Chiropractic is a drug-free, natural approach to health care and is concerned with treating disorders of the neuromusculoskeletal system that impede overall health and function. Chiropractic works well alongside traditional veterinary care and is complementary to traditional veterinary care rather than an alternative.
What do Chiropractors treat?
Chiropractors treat restriction of movement within a joint that affects the function of that joint as well as the surrounding tissues (ligaments, muscles and tendons, connective tissues, blood supply and nerves). Joints depend on motion in order to remain healthy, and once motion is compromised, changes begin to take place in the joint in as quickly as 5 seconds.
A little bit of anatomy, physiology and neurology.
Every spinal joint has nerves as well as small muscles that are densely packed with special cells (mechanoreceptors) that relay information about its movement and position to the central nervous system (spinal cord and brain). This makes up approximately 90% of the body's sensory input to the brain. When a joint stops moving, a cascade of events is initiated. Some of these changes include a build up of inflammation in the surrounding tissues, and the muscles are no longer able to change length (they can't move if the joint doesn't move). As a result, the brain loses the information it needs to maintain appropriate muscle contractions and smooth coordination of body movement. This would be the same as trying to figure out the meaning of this paragraph with every 3rd and 5th letter missing. When the brain does not have the appropriate input it can not produce the appropriate output, which results in the development of abnormal movement patterns. A young, fit animal is often able to hide these by developing compensatory areas of joint fixation and/or hypermobility. However, if these abnormal compensatory patterns are not corrected, over time it often leads to pain and/or injury and in the long term degeneration can develop due to abnormal biomechanical stress.

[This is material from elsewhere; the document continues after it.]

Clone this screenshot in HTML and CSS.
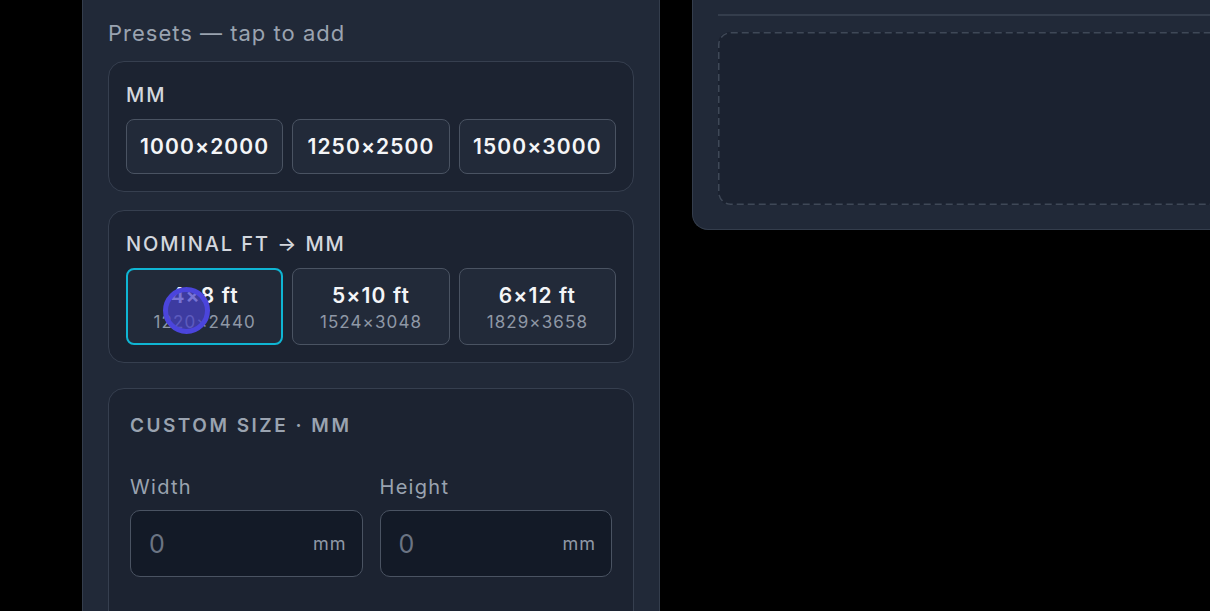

A little bit of biomechanics.
The spine works as a chain. Each joint in the spine moves only a few degrees in each direction but when all of these are added together, great flexibility is allowed. Animals are designed to be propelled forward by absorbing and releasing potential and kinetic energy in the spine as it moves. If there are movement restrictions in the spinal column, this energy is lost and the animal is forced to pull themselves forward in an inefficient way that places more stress on the body and requires much more energy. This leads to both mechanical and training issues as well as a loss of performance. Our bodies will compensate to perform a desired task (a simple example being limping to take the pressure off a sore foot). At the spinal level, the joints adjacent to the restriction compensate for the lack of movement by moving more and become hypermobile (too much movement) and increasingly prone to injury and degeneration. In addition, the restricted joint also begins to degenerate.
If a joint is "fixed" or its movement is restricted within its normal anatomical range of motion, this can lead to stress on the surrounding tissues and inflammation. All of these factors alter sensory input to the brain. The aim of chiropractic treatment is to therefore restore normal function of the spine and other joints so that there is normal input to the central nervous system, which results in optimal output and leads to symmetrical, naturally flowing movement patterns.